Solar powered esp32

Im currently putting together a shopping list for an solar powered esp32 temperature sensor for the greenhouse. I already have the esp32 and a BME280.

I currently have in my basket the following:

3.0v solar panel
LiPo Amigo pro (or possibly waveshare solar power management module)
2200mAh lithium battery 3.7v

The plan is that the esp32 will take a temperature reading once and hour push it to a sql database, then deep sleep. This will run off the battery and then the solar will charge the battery.

Any advice would be most appreciated.

Skip the Amigo Pro, and buy a solar power management module. I don’t know the waveshare module, I have one from Adafruit (they have two, the newer one is better and cheaper).

Background: without the special module, the voltage of the panel drops as soon as there is a load. The module fine-tunes the load to keep the panel happy. Adafruit has a very nice article explaining the details: Design Notes | Adafruit Universal USB / DC / Solar Lithium Ion/Polymer charger - bq24074 | Adafruit Learning System. The second graphic shows how the voltage collapses already with only little current flowing.

Cheers for the heads up, I’ll have a look at the Adafruit module.

Yay a thing I made works. Has a 6v solar panel, waveshare solar management board, 1Ah battery and a esp32


Right I think I need to get some more PV panels as the single one I have doesn’t seem to be capturing enough power to charge the battery and keep the esp32 going even though it only pings the temp once an hour then goes into deep sleep in between.

Question I do have my current solar panel is a 6V 150mA 0.75w panel 80mm x 80mm.

If I was to get another two should I wire them up in serial or parallel? What is better for charging my battery while running the esp32?

More voltage or more current?

In my experiments, I have found out that voltage is the problem so I decided to wire them up in serial.

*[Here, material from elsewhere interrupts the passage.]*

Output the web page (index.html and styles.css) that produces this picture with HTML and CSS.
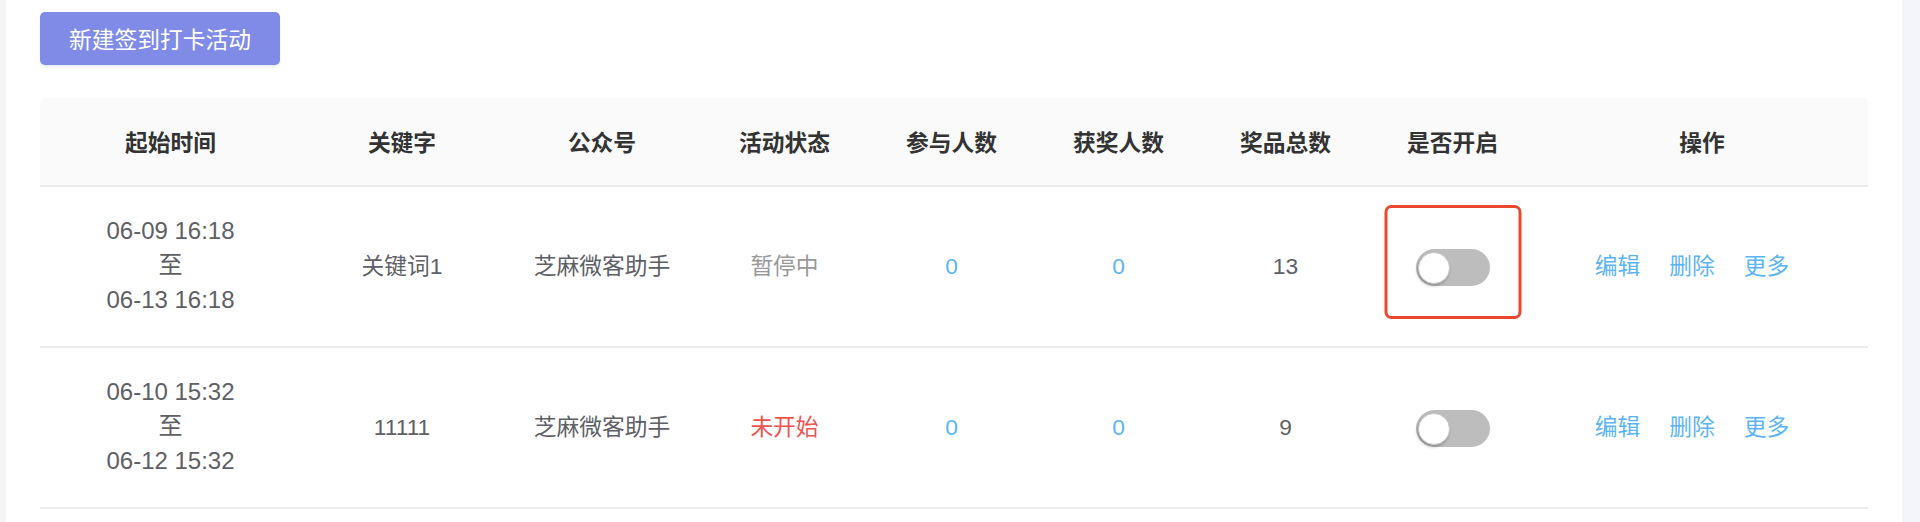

But you have to check the waveshare module. The (newer) Adafruit module takes up to 10V input, so theoretically two 6V modules are above specs. In full sunlight, that is definitely too much.

I would suggest that you get yourself an INA219. This is a very cheap chip that measures voltage and current. If you put it in between the waveshare and the solar-module, you will see how voltage and current change over time. E.g.:

This is a single module at the end of charging. You can see that it actually delivers more than 6V in full sunlight. Charging is down to 14mA (46mA-32mA), and when the charging circuit decides that the battery is full, the current drops to 32mA (that is the idle-current of my mcu).

Ideally you would need three INA219: a second one between the waveshare-module and the battery and a third one between waveshare and consumer. I did my measurements one after the other.

The waveshare can take upto 24v so i was thinking 3 6v panels at a total of 18v should be fine.